- Exercise material
•••••
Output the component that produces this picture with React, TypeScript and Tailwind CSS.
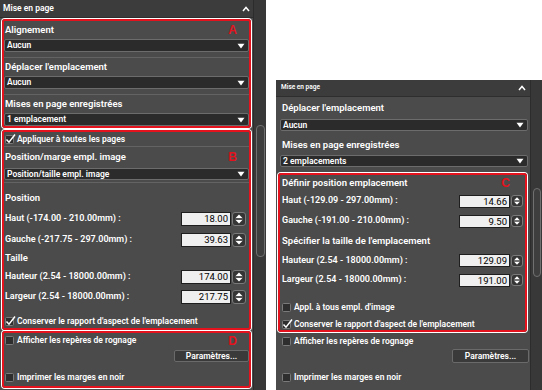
•••••
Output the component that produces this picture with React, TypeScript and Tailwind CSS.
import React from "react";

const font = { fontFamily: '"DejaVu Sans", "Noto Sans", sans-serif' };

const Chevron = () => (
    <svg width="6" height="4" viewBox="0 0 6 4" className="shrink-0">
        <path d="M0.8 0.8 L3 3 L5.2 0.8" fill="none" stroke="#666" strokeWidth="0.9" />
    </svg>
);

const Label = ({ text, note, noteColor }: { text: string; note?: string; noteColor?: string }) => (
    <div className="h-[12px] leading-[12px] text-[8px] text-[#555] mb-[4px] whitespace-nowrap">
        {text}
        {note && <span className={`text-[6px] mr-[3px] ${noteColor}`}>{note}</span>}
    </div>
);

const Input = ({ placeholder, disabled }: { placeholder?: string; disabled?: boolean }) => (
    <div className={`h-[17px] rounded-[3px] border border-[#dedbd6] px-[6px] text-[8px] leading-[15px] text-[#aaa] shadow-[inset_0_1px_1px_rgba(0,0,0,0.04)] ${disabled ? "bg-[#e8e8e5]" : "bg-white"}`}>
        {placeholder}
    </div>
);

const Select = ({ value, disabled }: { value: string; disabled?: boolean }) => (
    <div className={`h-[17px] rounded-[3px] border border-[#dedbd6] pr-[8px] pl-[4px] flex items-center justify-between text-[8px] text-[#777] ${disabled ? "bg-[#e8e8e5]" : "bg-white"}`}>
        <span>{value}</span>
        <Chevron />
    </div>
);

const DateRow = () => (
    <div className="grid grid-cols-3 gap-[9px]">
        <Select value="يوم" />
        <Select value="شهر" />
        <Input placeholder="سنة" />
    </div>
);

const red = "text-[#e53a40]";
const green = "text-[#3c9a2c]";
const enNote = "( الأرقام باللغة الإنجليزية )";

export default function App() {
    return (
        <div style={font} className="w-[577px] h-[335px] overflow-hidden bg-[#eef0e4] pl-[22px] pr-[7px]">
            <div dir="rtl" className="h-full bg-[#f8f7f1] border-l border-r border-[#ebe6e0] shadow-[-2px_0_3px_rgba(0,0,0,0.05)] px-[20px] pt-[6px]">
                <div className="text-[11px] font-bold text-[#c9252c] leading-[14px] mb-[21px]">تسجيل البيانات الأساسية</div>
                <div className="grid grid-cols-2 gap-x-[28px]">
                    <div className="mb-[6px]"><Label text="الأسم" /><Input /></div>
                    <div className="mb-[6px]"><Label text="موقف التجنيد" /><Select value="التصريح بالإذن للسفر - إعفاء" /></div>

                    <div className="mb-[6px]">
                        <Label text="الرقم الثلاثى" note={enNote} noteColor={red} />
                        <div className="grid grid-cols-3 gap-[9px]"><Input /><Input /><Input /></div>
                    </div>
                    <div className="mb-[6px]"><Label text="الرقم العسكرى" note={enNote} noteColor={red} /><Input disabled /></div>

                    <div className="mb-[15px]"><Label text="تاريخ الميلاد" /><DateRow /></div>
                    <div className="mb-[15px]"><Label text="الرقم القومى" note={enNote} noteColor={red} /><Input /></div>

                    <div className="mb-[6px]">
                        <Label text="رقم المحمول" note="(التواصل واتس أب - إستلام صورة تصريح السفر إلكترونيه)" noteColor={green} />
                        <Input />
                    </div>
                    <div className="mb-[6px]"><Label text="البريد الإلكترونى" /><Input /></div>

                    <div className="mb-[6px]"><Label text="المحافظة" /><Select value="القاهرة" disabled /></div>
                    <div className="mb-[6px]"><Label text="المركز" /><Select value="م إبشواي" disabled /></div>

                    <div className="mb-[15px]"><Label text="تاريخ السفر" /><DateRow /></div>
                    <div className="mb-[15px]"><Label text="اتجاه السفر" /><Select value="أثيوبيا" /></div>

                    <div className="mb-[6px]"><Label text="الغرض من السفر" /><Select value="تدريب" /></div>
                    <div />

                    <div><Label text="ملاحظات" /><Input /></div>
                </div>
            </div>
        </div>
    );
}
•••••
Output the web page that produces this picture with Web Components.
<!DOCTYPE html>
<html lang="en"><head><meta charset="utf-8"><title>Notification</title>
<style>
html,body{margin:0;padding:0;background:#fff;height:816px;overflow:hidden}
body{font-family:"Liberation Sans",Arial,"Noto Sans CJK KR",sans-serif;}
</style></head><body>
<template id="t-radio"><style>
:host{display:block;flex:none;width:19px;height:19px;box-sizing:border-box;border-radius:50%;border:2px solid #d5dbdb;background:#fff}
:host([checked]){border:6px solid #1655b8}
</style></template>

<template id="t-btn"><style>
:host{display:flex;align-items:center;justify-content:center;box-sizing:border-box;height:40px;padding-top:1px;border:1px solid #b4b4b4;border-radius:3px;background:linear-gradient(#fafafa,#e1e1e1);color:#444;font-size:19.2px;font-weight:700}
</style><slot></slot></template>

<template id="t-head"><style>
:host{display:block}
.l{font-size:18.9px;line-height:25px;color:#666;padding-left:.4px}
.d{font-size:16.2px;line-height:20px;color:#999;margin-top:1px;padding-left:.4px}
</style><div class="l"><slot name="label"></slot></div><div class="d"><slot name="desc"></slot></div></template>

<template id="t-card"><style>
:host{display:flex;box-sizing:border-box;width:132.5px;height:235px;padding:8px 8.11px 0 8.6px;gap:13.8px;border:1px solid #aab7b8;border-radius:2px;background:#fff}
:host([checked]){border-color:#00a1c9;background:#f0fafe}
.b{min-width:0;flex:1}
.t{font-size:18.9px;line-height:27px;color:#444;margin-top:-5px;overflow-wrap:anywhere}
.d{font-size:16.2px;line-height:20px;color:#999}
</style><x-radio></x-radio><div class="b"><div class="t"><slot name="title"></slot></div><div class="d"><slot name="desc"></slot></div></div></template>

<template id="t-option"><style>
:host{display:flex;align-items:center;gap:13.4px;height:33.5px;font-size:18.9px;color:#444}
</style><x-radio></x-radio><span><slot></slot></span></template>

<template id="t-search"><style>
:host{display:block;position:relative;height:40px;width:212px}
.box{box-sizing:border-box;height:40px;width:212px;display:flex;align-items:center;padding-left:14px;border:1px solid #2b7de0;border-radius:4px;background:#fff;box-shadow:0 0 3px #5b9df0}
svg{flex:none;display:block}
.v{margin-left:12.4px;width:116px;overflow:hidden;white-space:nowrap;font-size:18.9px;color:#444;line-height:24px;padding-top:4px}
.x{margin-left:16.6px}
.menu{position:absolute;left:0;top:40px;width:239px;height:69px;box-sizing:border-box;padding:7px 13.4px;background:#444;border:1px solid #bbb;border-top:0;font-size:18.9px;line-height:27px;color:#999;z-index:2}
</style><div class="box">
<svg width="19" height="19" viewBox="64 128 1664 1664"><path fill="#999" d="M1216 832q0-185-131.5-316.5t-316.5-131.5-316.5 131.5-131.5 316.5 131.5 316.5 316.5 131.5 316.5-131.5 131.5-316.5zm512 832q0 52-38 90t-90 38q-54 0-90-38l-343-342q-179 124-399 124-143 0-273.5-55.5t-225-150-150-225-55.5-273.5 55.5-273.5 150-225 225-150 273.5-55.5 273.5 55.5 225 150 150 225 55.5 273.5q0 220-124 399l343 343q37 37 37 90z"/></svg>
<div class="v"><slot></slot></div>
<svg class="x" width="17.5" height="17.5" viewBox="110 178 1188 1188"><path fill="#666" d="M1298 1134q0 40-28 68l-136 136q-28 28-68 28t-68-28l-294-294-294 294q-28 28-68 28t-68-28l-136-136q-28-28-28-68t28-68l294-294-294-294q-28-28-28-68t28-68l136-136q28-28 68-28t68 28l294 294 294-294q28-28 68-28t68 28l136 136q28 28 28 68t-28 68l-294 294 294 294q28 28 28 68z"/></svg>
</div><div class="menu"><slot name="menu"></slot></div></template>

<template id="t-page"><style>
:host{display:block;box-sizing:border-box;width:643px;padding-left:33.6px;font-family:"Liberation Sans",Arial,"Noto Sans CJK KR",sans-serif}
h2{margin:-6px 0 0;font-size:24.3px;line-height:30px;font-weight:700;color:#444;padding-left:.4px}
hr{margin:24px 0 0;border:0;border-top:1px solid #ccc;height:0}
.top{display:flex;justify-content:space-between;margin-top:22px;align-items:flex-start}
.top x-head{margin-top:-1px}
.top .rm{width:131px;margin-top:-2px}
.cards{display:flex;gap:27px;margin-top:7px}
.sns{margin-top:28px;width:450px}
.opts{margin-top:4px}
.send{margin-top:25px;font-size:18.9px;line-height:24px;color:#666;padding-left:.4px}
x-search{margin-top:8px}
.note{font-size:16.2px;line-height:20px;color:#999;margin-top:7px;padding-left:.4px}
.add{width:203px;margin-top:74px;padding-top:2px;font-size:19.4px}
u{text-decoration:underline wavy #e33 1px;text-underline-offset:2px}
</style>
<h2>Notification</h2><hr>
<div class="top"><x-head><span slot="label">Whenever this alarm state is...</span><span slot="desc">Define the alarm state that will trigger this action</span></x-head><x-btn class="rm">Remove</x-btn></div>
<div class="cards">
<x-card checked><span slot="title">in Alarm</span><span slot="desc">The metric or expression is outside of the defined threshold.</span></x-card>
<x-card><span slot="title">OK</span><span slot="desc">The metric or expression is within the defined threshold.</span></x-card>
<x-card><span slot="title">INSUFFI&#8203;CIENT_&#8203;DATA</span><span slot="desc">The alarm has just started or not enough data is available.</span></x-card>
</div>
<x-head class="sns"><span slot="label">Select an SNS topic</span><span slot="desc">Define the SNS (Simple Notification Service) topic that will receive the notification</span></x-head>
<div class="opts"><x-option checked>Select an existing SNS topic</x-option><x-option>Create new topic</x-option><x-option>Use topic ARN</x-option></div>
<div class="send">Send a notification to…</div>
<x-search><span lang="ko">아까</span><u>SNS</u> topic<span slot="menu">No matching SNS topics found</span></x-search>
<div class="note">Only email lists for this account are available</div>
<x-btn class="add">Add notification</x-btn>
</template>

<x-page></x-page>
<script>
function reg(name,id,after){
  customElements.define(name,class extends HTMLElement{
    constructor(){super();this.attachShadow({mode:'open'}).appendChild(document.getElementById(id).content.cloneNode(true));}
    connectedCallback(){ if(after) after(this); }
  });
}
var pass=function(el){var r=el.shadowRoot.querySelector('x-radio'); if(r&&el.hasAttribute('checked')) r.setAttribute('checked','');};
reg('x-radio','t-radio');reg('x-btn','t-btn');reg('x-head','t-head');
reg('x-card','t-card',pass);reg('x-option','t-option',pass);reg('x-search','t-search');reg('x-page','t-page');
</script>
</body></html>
•••••
- Stated problem
Report only how many lines of the listing hold the word "that".

- Reply to the exercise
5